:: Short problem ::
Make an exact copy of the data below, leaving out every picture.

:: Dataset excerpt ::
----
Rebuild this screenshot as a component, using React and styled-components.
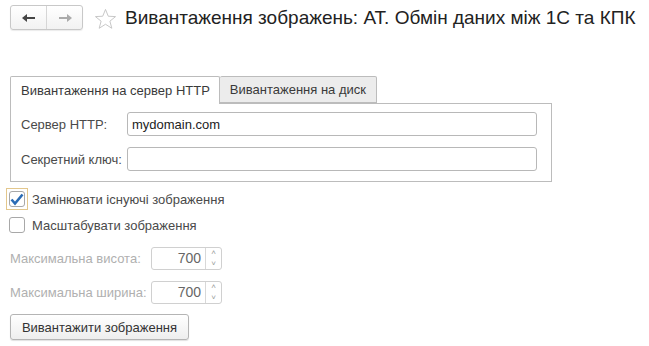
import React from 'react'
import styled, { createGlobalStyle } from 'styled-components'

const GlobalStyle = createGlobalStyle`
  body {
    margin: 0;
    background: #fff;
    font-family: Arial, "Liberation Sans", sans-serif;
  }
`

function App() {
  return (
    <Page>
      <GlobalStyle />
      <Header>
        <NavGroup>
          <NavButton>
            <svg width="14" height="10" viewBox="0 0 14 10">
              <path d="M0 5 L5 1 L5 4 L13 4 L13 6 L5 6 L5 9 Z" fill="#444" />
            </svg>
          </NavButton>
          <NavButton>
            <svg width="14" height="10" viewBox="0 0 14 10">
              <path d="M14 5 L9 1 L9 4 L1 4 L1 6 L9 6 L9 9 Z" fill="#aaa" />
            </svg>
          </NavButton>
        </NavGroup>
        <Star>
          <svg width="23" height="22" viewBox="0 0 24 23">
            <path
              d="M12 1.5 L14.9 8.6 L22.5 9 L16.6 13.8 L18.6 21.2 L12 17 L5.4 21.2 L7.4 13.8 L1.5 9 L9.1 8.6 Z"
              fill="none"
              stroke="#c4c4c4"
              strokeWidth="1"
              strokeLinejoin="round"
            />
          </svg>
        </Star>
        <Title>Вивантаження зображень: АТ. Обмін даних між 1С та КПК</Title>
      </Header>

      <Tabs>
        <TabBar>
          <Tab active>Вивантаження на сервер HTTP</Tab>
          <Tab>Вивантаження на диск</Tab>
        </TabBar>
        <TabPanel>
          <FieldRow>
            <FieldLabel>Сервер HTTP:</FieldLabel>
            <TextInput defaultValue="mydomain.com" />
          </FieldRow>
          <FieldRow>
            <FieldLabel>Секретний ключ:</FieldLabel>
            <TextInput defaultValue="" />
          </FieldRow>
        </TabPanel>
      </Tabs>

      <Options>
        <CheckRow>
          <CheckFrame focused>
            <CheckBox>
              <svg width="14" height="13" viewBox="0 0 14 13">
                <path d="M1.5 6.5 L5 10.5 L12.5 1.5" fill="none" stroke="#2b6cb5" strokeWidth="2.6" />
              </svg>
            </CheckBox>
          </CheckFrame>
          <CheckLabel>Замінювати існуючі зображення</CheckLabel>
        </CheckRow>
        <CheckRow>
          <CheckFrame>
            <CheckBox />
          </CheckFrame>
          <CheckLabel>Масштабувати зображення</CheckLabel>
        </CheckRow>

        <SpinRow>
          <SpinLabel>Максимальна висота:</SpinLabel>
          <SpinBox>
            <SpinValue>700</SpinValue>
            <SpinArrows>
              <Arrow>˄</Arrow>
              <Arrow>˅</Arrow>
            </SpinArrows>
          </SpinBox>
        </SpinRow>
        <SpinRow>
          <SpinLabel>Максимальна ширина:</SpinLabel>
          <SpinBox>
            <SpinValue>700</SpinValue>
            <SpinArrows>
              <Arrow>˄</Arrow>
              <Arrow>˅</Arrow>
            </SpinArrows>
          </SpinBox>
        </SpinRow>

        <ActionButton>Вивантажити зображення</ActionButton>
      </Options>
    </Page>
  )
}

export default App

const Page = styled.div`
  width: 649px;
  height: 346px;
  padding: 5px 10px 0 10px;
  box-sizing: border-box;
  color: #444;
`

const Header = styled.div`
  display: flex;
  align-items: center;
  height: 25px;
`

const NavGroup = styled.div`
  display: flex;
  width: 73px;
  height: 25px;
  box-sizing: border-box;
  border: 1px solid #c8c8c8;
  border-radius: 3px;
  background: linear-gradient(#fff, #f2f2f2);
  box-shadow: 0 1px 1px rgba(0, 0, 0, 0.08);
`

const NavButton = styled.div`
  flex: 1;
  display: flex;
  align-items: center;
  justify-content: center;

  & + & {
    border-left: 1px solid #d6d6d6;
  }
`

const Star = styled.div`
  display: flex;
  margin-left: 11px;
  margin-top: 2px;
`

const Title = styled.div`
  margin-left: 8px;
  font-size: 19px;
  color: #222;
  white-space: nowrap;
`

const Tabs = styled.div`
  margin-top: 46px;
  width: 542px;
`

const TabBar = styled.div`
  display: flex;
  height: 27px;
`

const Tab = styled.div`
  box-sizing: border-box;
  height: ${(p) => (p.active ? '28px' : '27px')};
  padding: 0 ${(p) => (p.active ? '9px' : '10px')} 0 10px;
  display: flex;
  align-items: center;
  font-size: 13px;
  color: #3a3a3a;
  border: 1px solid #bcbcbc;
  border-bottom: ${(p) => (p.active ? 'none' : '1px solid #bcbcbc')};
  border-left: ${(p) => (p.active ? '1px solid #bcbcbc' : 'none')};
  border-radius: 2px 2px 0 0;
  background: ${(p) => (p.active ? '#fff' : '#ececec')};
  position: relative;
  z-index: 1;
`

const TabPanel = styled.div`
  box-sizing: border-box;
  border: 1px solid #bcbcbc;
  height: 79px;
  padding: 8px 14px 0 10px;
  display: flex;
  flex-direction: column;
  gap: 11px;
`

const FieldRow = styled.div`
  display: flex;
  align-items: center;
`

const FieldLabel = styled.div`
  width: 106px;
  font-size: 13px;
  color: #4a4a4a;
`

const TextInput = styled.input`
  flex: 1;
  height: 24px;
  box-sizing: border-box;
  border: 1px solid #b8b8b8;
  border-radius: 3px;
  padding: 0 4px;
  font-family: Arial, "Liberation Sans", sans-serif;
  font-size: 13px;
  color: #222;
  outline: none;
`

const Options = styled.div`
  display: flex;
  flex-direction: column;
  margin-top: 6px;
`

const CheckRow = styled.div`
  display: flex;
  align-items: center;
  height: 22px;
  margin-bottom: 4px;
`

const CheckFrame = styled.div`
  width: 22px;
  height: 22px;
  box-sizing: border-box;
  margin-left: -4px;
  border: 1px solid ${(p) => (p.focused ? '#e3c78c' : 'transparent')};
  display: flex;
  align-items: center;
  justify-content: center;
`

const CheckBox = styled.div`
  width: 16px;
  height: 16px;
  box-sizing: border-box;
  border: 1px solid #a8a8a8;
  border-radius: 3px;
  background: #fff;
  display: flex;
  align-items: center;
  justify-content: center;
`

const CheckLabel = styled.div`
  margin-left: 4px;
  font-size: 13px;
  color: #4a4a4a;
`

const SpinRow = styled.div`
  display: flex;
  align-items: center;
  margin-top: 7px;
  margin-bottom: 4px;
`

const SpinLabel = styled.div`
  width: 141px;
  font-size: 13px;
  color: #b0b0b0;
`

const SpinBox = styled.div`
  display: flex;
  width: 71px;
  height: 23px;
  box-sizing: border-box;
  border: 1px solid #d0d0d0;
  border-radius: 3px;
`

const SpinValue = styled.div`
  flex: 1;
  text-align: right;
  padding-right: 4px;
  font-size: 14px;
  line-height: 21px;
  color: #666;
`

const SpinArrows = styled.div`
  width: 15px;
  border-left: 1px solid #d8d8d8;
  display: flex;
  flex-direction: column;
`

const Arrow = styled.div`
  flex: 1;
  font-size: 8px;
  line-height: 10px;
  text-align: center;
  color: #999;
`

const ActionButton = styled.button`
  align-self: flex-start;
  margin-top: 6px;
  width: 179px;
  height: 26px;
  box-sizing: border-box;
  border: 1px solid #b4b4b4;
  border-radius: 3px;
  background: linear-gradient(#fff, #eee);
  box-shadow: 0 1px 1px rgba(0, 0, 0, 0.12);
  font-family: Arial, "Liberation Sans", sans-serif;
  font-size: 13px;
  color: #333;
  padding: 0;
`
----
:: Complete response ::
Rebuild this screenshot as a component, using React and styled-components.
import React from 'react'
import styled, { createGlobalStyle } from 'styled-components'

const GlobalStyle = createGlobalStyle`
  body {
    margin: 0;
    background: #fff;
    font-family: Arial, "Liberation Sans", sans-serif;
  }
`

function App() {
  return (
    <Page>
      <GlobalStyle />
      <Header>
        <NavGroup>
          <NavButton>
            <svg width="14" height="10" viewBox="0 0 14 10">
              <path d="M0 5 L5 1 L5 4 L13 4 L13 6 L5 6 L5 9 Z" fill="#444" />
            </svg>
          </NavButton>
          <NavButton>
            <svg width="14" height="10" viewBox="0 0 14 10">
              <path d="M14 5 L9 1 L9 4 L1 4 L1 6 L9 6 L9 9 Z" fill="#aaa" />
            </svg>
          </NavButton>
        </NavGroup>
        <Star>
          <svg width="23" height="22" viewBox="0 0 24 23">
            <path
              d="M12 1.5 L14.9 8.6 L22.5 9 L16.6 13.8 L18.6 21.2 L12 17 L5.4 21.2 L7.4 13.8 L1.5 9 L9.1 8.6 Z"
              fill="none"
              stroke="#c4c4c4"
              strokeWidth="1"
              strokeLinejoin="round"
            />
          </svg>
        </Star>
        <Title>Вивантаження зображень: АТ. Обмін даних між 1С та КПК</Title>
      </Header>

      <Tabs>
        <TabBar>
          <Tab active>Вивантаження на сервер HTTP</Tab>
          <Tab>Вивантаження на диск</Tab>
        </TabBar>
        <TabPanel>
          <FieldRow>
            <FieldLabel>Сервер HTTP:</FieldLabel>
            <TextInput defaultValue="mydomain.com" />
          </FieldRow>
          <FieldRow>
            <FieldLabel>Секретний ключ:</FieldLabel>
            <TextInput defaultValue="" />
          </FieldRow>
        </TabPanel>
      </Tabs>

      <Options>
        <CheckRow>
          <CheckFrame focused>
            <CheckBox>
              <svg width="14" height="13" viewBox="0 0 14 13">
                <path d="M1.5 6.5 L5 10.5 L12.5 1.5" fill="none" stroke="#2b6cb5" strokeWidth="2.6" />
              </svg>
            </CheckBox>
          </CheckFrame>
          <CheckLabel>Замінювати існуючі зображення</CheckLabel>
        </CheckRow>
        <CheckRow>
          <CheckFrame>
            <CheckBox />
          </CheckFrame>
          <CheckLabel>Масштабувати зображення</CheckLabel>
        </CheckRow>

        <SpinRow>
          <SpinLabel>Максимальна висота:</SpinLabel>
          <SpinBox>
            <SpinValue>700</SpinValue>
            <SpinArrows>
              <Arrow>˄</Arrow>
              <Arrow>˅</Arrow>
            </SpinArrows>
          </SpinBox>
        </SpinRow>
        <SpinRow>
          <SpinLabel>Максимальна ширина:</SpinLabel>
          <SpinBox>
            <SpinValue>700</SpinValue>
            <SpinArrows>
              <Arrow>˄</Arrow>
              <Arrow>˅</Arrow>
            </SpinArrows>
          </SpinBox>
        </SpinRow>

        <ActionButton>Вивантажити зображення</ActionButton>
      </Options>
    </Page>
  )
}

export default App

const Page = styled.div`
  width: 649px;
  height: 346px;
  padding: 5px 10px 0 10px;
  box-sizing: border-box;
  color: #444;
`

const Header = styled.div`
  display: flex;
  align-items: center;
  height: 25px;
`

const NavGroup = styled.div`
  display: flex;
  width: 73px;
  height: 25px;
  box-sizing: border-box;
  border: 1px solid #c8c8c8;
  border-radius: 3px;
  background: linear-gradient(#fff, #f2f2f2);
  box-shadow: 0 1px 1px rgba(0, 0, 0, 0.08);
`

const NavButton = styled.div`
  flex: 1;
  display: flex;
  align-items: center;
  justify-content: center;

  & + & {
    border-left: 1px solid #d6d6d6;
  }
`

const Star = styled.div`
  display: flex;
  margin-left: 11px;
  margin-top: 2px;
`

const Title = styled.div`
  margin-left: 8px;
  font-size: 19px;
  color: #222;
  white-space: nowrap;
`

const Tabs = styled.div`
  margin-top: 46px;
  width: 542px;
`

const TabBar = styled.div`
  display: flex;
  height: 27px;
`

const Tab = styled.div`
  box-sizing: border-box;
  height: ${(p) => (p.active ? '28px' : '27px')};
  padding: 0 ${(p) => (p.active ? '9px' : '10px')} 0 10px;
  display: flex;
  align-items: center;
  font-size: 13px;
  color: #3a3a3a;
  border: 1px solid #bcbcbc;
  border-bottom: ${(p) => (p.active ? 'none' : '1px solid #bcbcbc')};
  border-left: ${(p) => (p.active ? '1px solid #bcbcbc' : 'none')};
  border-radius: 2px 2px 0 0;
  background: ${(p) => (p.active ? '#fff' : '#ececec')};
  position: relative;
  z-index: 1;
`

const TabPanel = styled.div`
  box-sizing: border-box;
  border: 1px solid #bcbcbc;
  height: 79px;
  padding: 8px 14px 0 10px;
  display: flex;
  flex-direction: column;
  gap: 11px;
`

const FieldRow = styled.div`
  display: flex;
  align-items: center;
`

const FieldLabel = styled.div`
  width: 106px;
  font-size: 13px;
  color: #4a4a4a;
`

const TextInput = styled.input`
  flex: 1;
  height: 24px;
  box-sizing: border-box;
  border: 1px solid #b8b8b8;
  border-radius: 3px;
  padding: 0 4px;
  font-family: Arial, "Liberation Sans", sans-serif;
  font-size: 13px;
  color: #222;
  outline: none;
`

const Options = styled.div`
  display: flex;
  flex-direction: column;
  margin-top: 6px;
`

const CheckRow = styled.div`
  display: flex;
  align-items: center;
  height: 22px;
  margin-bottom: 4px;
`

const CheckFrame = styled.div`
  width: 22px;
  height: 22px;
  box-sizing: border-box;
  margin-left: -4px;
  border: 1px solid ${(p) => (p.focused ? '#e3c78c' : 'transparent')};
  display: flex;
  align-items: center;
  justify-content: center;
`

const CheckBox = styled.div`
  width: 16px;
  height: 16px;
  box-sizing: border-box;
  border: 1px solid #a8a8a8;
  border-radius: 3px;
  background: #fff;
  display: flex;
  align-items: center;
  justify-content: center;
`

const CheckLabel = styled.div`
  margin-left: 4px;
  font-size: 13px;
  color: #4a4a4a;
`

const SpinRow = styled.div`
  display: flex;
  align-items: center;
  margin-top: 7px;
  margin-bottom: 4px;
`

const SpinLabel = styled.div`
  width: 141px;
  font-size: 13px;
  color: #b0b0b0;
`

const SpinBox = styled.div`
  display: flex;
  width: 71px;
  height: 23px;
  box-sizing: border-box;
  border: 1px solid #d0d0d0;
  border-radius: 3px;
`

const SpinValue = styled.div`
  flex: 1;
  text-align: right;
  padding-right: 4px;
  font-size: 14px;
  line-height: 21px;
  color: #666;
`

const SpinArrows = styled.div`
  width: 15px;
  border-left: 1px solid #d8d8d8;
  display: flex;
  flex-direction: column;
`

const Arrow = styled.div`
  flex: 1;
  font-size: 8px;
  line-height: 10px;
  text-align: center;
  color: #999;
`

const ActionButton = styled.button`
  align-self: flex-start;
  margin-top: 6px;
  width: 179px;
  height: 26px;
  box-sizing: border-box;
  border: 1px solid #b4b4b4;
  border-radius: 3px;
  background: linear-gradient(#fff, #eee);
  box-shadow: 0 1px 1px rgba(0, 0, 0, 0.12);
  font-family: Arial, "Liberation Sans", sans-serif;
  font-size: 13px;
  color: #333;
  padding: 0;
`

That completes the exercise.